TWO incidents serve as a backdrop to this piece. The first one dates to the 1980s. Astronomy was a childhood hobby, and I was a member of the Association of Bangalore Amateur Astronomers. One evening, after a lecture on star formation, I glimpsed through a telescope the ‘Crab Nebula’ at the centre of a rapidly rotating ‘pulsar’ — what remains of a large star when it has run out of fuel to burn brightly. The squeeze of gravity compresses matter into a very dense state, so much so that even a teaspoon of this matter can weigh tonnes! When I asked my teacher about it the next day, he looked blank. 

Twenty-seven years later, in J&K, I was supporting the Autonomous Hill Development Council of Kargil district to improve the quality of schools. We did a baseline survey which showed that on an average, children asked only one and a half ‘factual’ questions per class. Teachers asked two questions per class, and not the ones which would generate discussion or enquiry — an indicator of what happens inside our classrooms. 

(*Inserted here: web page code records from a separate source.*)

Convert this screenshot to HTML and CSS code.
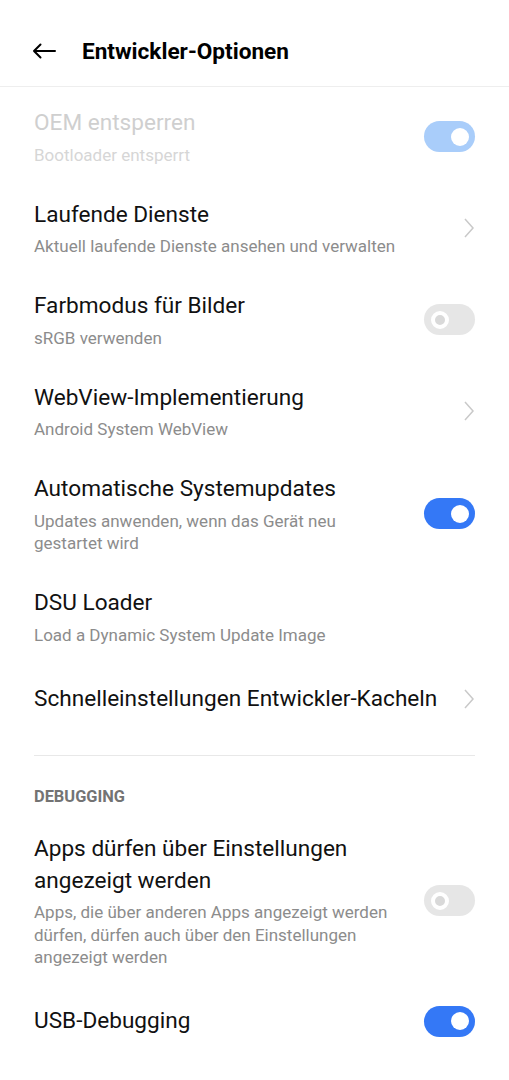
FILE: index.html
```html
<!DOCTYPE html>
<html lang="de">
<head>
<meta charset="utf-8">
<title>Entwickler-Optionen</title>
<link rel="stylesheet" href="styles.css">
</head>
<body>
<header class="appbar">
  <svg class="back" width="24" height="16" viewBox="0 0 24 16" aria-hidden="true">
    <path d="M23 8H2M8.5 1.5L2 8l6.5 6.5" fill="none" stroke="#000" stroke-width="2" stroke-linecap="round" stroke-linejoin="round"/>
  </svg>
  <h1 class="appbar-title">Entwickler-Optionen</h1>
</header>
<main class="list">
  <div class="row disabled">
    <div class="text">
      <div class="title">OEM entsperren</div>
      <div class="sub">Bootloader entsperrt</div>
    </div>
    <span class="switch on"></span>
  </div>
  <div class="row">
    <div class="text">
      <div class="title">Laufende Dienste</div>
      <div class="sub">Aktuell laufende Dienste ansehen und verwalten</div>
    </div>
    <svg class="chev" width="10" height="20" viewBox="0 0 10 20" aria-hidden="true"><path d="M1 1l8 9-8 9" fill="none" stroke="#c9c9c9" stroke-width="1.5"/></svg>
  </div>
  <div class="row">
    <div class="text">
      <div class="title">Farbmodus für Bilder</div>
      <div class="sub">sRGB verwenden</div>
    </div>
    <span class="switch off"></span>
  </div>
  <div class="row">
    <div class="text">
      <div class="title">WebView-Implementierung</div>
      <div class="sub">Android System WebView</div>
    </div>
    <svg class="chev" width="10" height="20" viewBox="0 0 10 20" aria-hidden="true"><path d="M1 1l8 9-8 9" fill="none" stroke="#c9c9c9" stroke-width="1.5"/></svg>
  </div>
  <div class="row">
    <div class="text">
      <div class="title">Automatische Systemupdates</div>
      <div class="sub">Updates anwenden, wenn das Gerät neu gestartet wird</div>
    </div>
    <span class="switch on"></span>
  </div>
  <div class="row">
    <div class="text">
      <div class="title">DSU Loader</div>
      <div class="sub">Load a Dynamic System Update Image</div>
    </div>
  </div>
  <div class="row single">
    <div class="text wide">
      <div class="title">Schnelleinstellungen Entwickler-Kacheln</div>
    </div>
    <svg class="chev" width="10" height="20" viewBox="0 0 10 20" aria-hidden="true"><path d="M1 1l8 9-8 9" fill="none" stroke="#c9c9c9" stroke-width="1.5"/></svg>
  </div>
  <hr class="divider">
  <h2 class="section">DEBUGGING</h2>
  <div class="row">
    <div class="text">
      <div class="title">Apps dürfen über Einstellungen angezeigt werden</div>
      <div class="sub">Apps, die über anderen Apps angezeigt werden dürfen, dürfen auch über den Einstellungen angezeigt werden</div>
    </div>
    <span class="switch off"></span>
  </div>
  <div class="row single">
    <div class="text">
      <div class="title">USB-Debugging</div>
    </div>
    <span class="switch on"></span>
  </div>
</main>
</body>
</html>
```

FILE: styles.css
```css
* { box-sizing: border-box; }
html, body { margin: 0; padding: 0; background: #fff; }
body {
  font-family: Roboto, "Noto Sans", "Liberation Sans", sans-serif;
  color: #000;
  width: 509px;
  overflow: hidden;
}
.appbar {
  height: 87px;
  display: flex;
  align-items: center;
  padding: 15px 0 0 32px;
  border-bottom: 1px solid #eeeeee;
}
.back { display: block; margin-right: 26px; }
.appbar-title {
  margin: 3px 0 0;
  font-size: 22.6px;
  line-height: 30px;
  font-weight: 700;
  color: #000;
}
.list { padding-top: 3px; }
.row {
  display: flex;
  align-items: center;
  padding: 17px 34px 15.5px 34px;
}
.row.single { min-height: 74px; padding-top: 0; padding-bottom: 0; }
.text { flex: 1; min-width: 0; padding-right: 24px; }
.text.wide { padding-right: 12px; }
.title {
  font-size: 22.6px;
  line-height: 32px;
  color: #111;
}
.sub {
  margin-top: 4.5px;
  font-size: 17px;
  line-height: 22.5px;
  color: #8c8c8c;
}
.disabled .title { color: #cfcfcf; }
.disabled .sub { color: #d6d6d6; }
.chev { display: block; flex: none; margin-right: 1px; }
.switch {
  flex: none;
  position: relative;
  width: 51px;
  height: 31px;
  border-radius: 16px;
  background: #e6e6e6;
}
.switch::after {
  content: "";
  position: absolute;
  top: 6.5px;
  width: 18px;
  height: 18px;
  border-radius: 50%;
  box-sizing: border-box;
}
.switch.on { background: #3478f6; }
.switch.on::after { right: 6.5px; background: #fff; }
.switch.off::after { left: 6.5px; background: #d9d9d9; border: 4px solid #fff; }
.disabled .switch.on { background: #a9cdfa; }
.divider {
  margin: 19px 34px 0;
  border: 0;
  border-top: 1px solid #e8e8e8;
  height: 0;
}
.section {
  margin: 31px 34px 9px;
  font-size: 16.4px;
  line-height: 20px;
  font-weight: 700;
  color: #737373;
}
```
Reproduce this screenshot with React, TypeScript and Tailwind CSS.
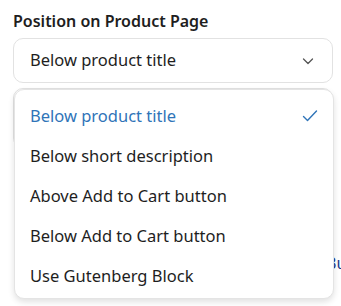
import React from "react";

const items = [
  "Below product title",
  "Below short description",
  "Above Add to Cart button",
  "Below Add to Cart button",
  "Use Gutenberg Block",
];

export default function App() {
  return (
    <div
      className="relative w-[341px] h-[306px] overflow-hidden bg-white text-[#1e1e1e]"
      style={{ fontFamily: '"Noto Sans", "Open Sans", sans-serif' }}
    >
      <div className="pl-[13px] pr-[8px] pt-[10px]">
        <div className="text-[16px] font-semibold leading-[22px] text-[#1e1e1e]">
          Position on Product Page
        </div>
        <div className="mt-[6px] h-[45px] rounded-[10px] border border-[#e2e2e2] flex items-center justify-between pl-[16px] pr-[17px]">
          <span className="text-[16.5px] text-[#1e1e1e]">Below product title</span>
          <svg width="14" height="14" viewBox="0 0 14 14" fill="none">
            <path d="M2.5 5 L7 9.5 L11.5 5" stroke="#555" strokeWidth="1.3" strokeLinecap="round" strokeLinejoin="round" />
          </svg>
        </div>
        <div className="mt-[5px] h-[60px] rounded-[10px] border border-[#e2e2e2] flex items-start">
          <div className="mt-[20px] w-full border-t border-[#e2e2e2]" />
        </div>
      </div>

      <div className="absolute left-[326px] top-[252px] text-[16px] text-[#1e3a8a] leading-[22px]">Bu</div>

      <div className="absolute left-[14px] top-[89px] w-[320px] rounded-[10px] border border-[#e4e4e4] bg-white shadow-[0_3px_6px_rgba(0,0,0,0.12)] pt-[6px] pb-[2px]">
        {items.map((t, i) => (
          <div key={t} className="h-[40px] flex items-center justify-between pl-[15px] pr-[15px]">
            <span className={`text-[16.5px] ${i === 0 ? "text-[#2f74b8]" : "text-[#1e1e1e]"}`}>{t}</span>
            {i === 0 && (
              <svg width="16" height="14" viewBox="0 0 16 14" fill="none">
                <path d="M1.5 7.5 L5.5 11.5 L14.5 2" stroke="#2f74b8" strokeWidth="1.4" strokeLinecap="round" strokeLinejoin="round" />
              </svg>
            )}
          </div>
        ))}
      </div>
    </div>
  );
}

Teachers can’t know everything, but shouldn’t they be curious if they are to fire up young minds? Schools are meant to nurture various kinds of human abilities.  Curiosity needs to be carefully nurture in this increasingly uncertain and rapidly transforming world in which humanity’s survival is at stake. It will enable children to ask, why are things the way they are? What do they mean for us? What can we do? For this, teaching needs an overhaul, going beyond exams. If we can understand motivation, it will help us better prepare teachers for 21st century challenges. 

Frequent testing and assessment kill teaching practices that nurture curiosity. We are trapped in a quantitative paradigm where learning outcomes have become more important than what these can actually do. Questions about the purpose of education are sidestepped because everyone wants results. Critical aspects are glossed over because they cannot be easily measured.   

These days, bureaucrats showcase digital systems designed to monitor the learning outcomes. In this Orwellian approach, imagine a District Collector calling up hundreds of teachers to warn them to improve the scores as he is able to see them on his dashboard, far away from their schools — the danger of employing technology in education mindlessly! 

Ranking leads to manipulation of results. This obsession translates to ‘teaching to the test’; children are exposed to the same or similar test items that they will be asked later under the garb of a learning survey. 

The second thing we need to do is reduce exam anxiety. Passing an exam is the end-all of school education. Can schools then be seen as nurturers of curiosity? 

The agenda of making school truly a place for the curious child has been hijacked. Sadly, we are doing everything else in the name of education.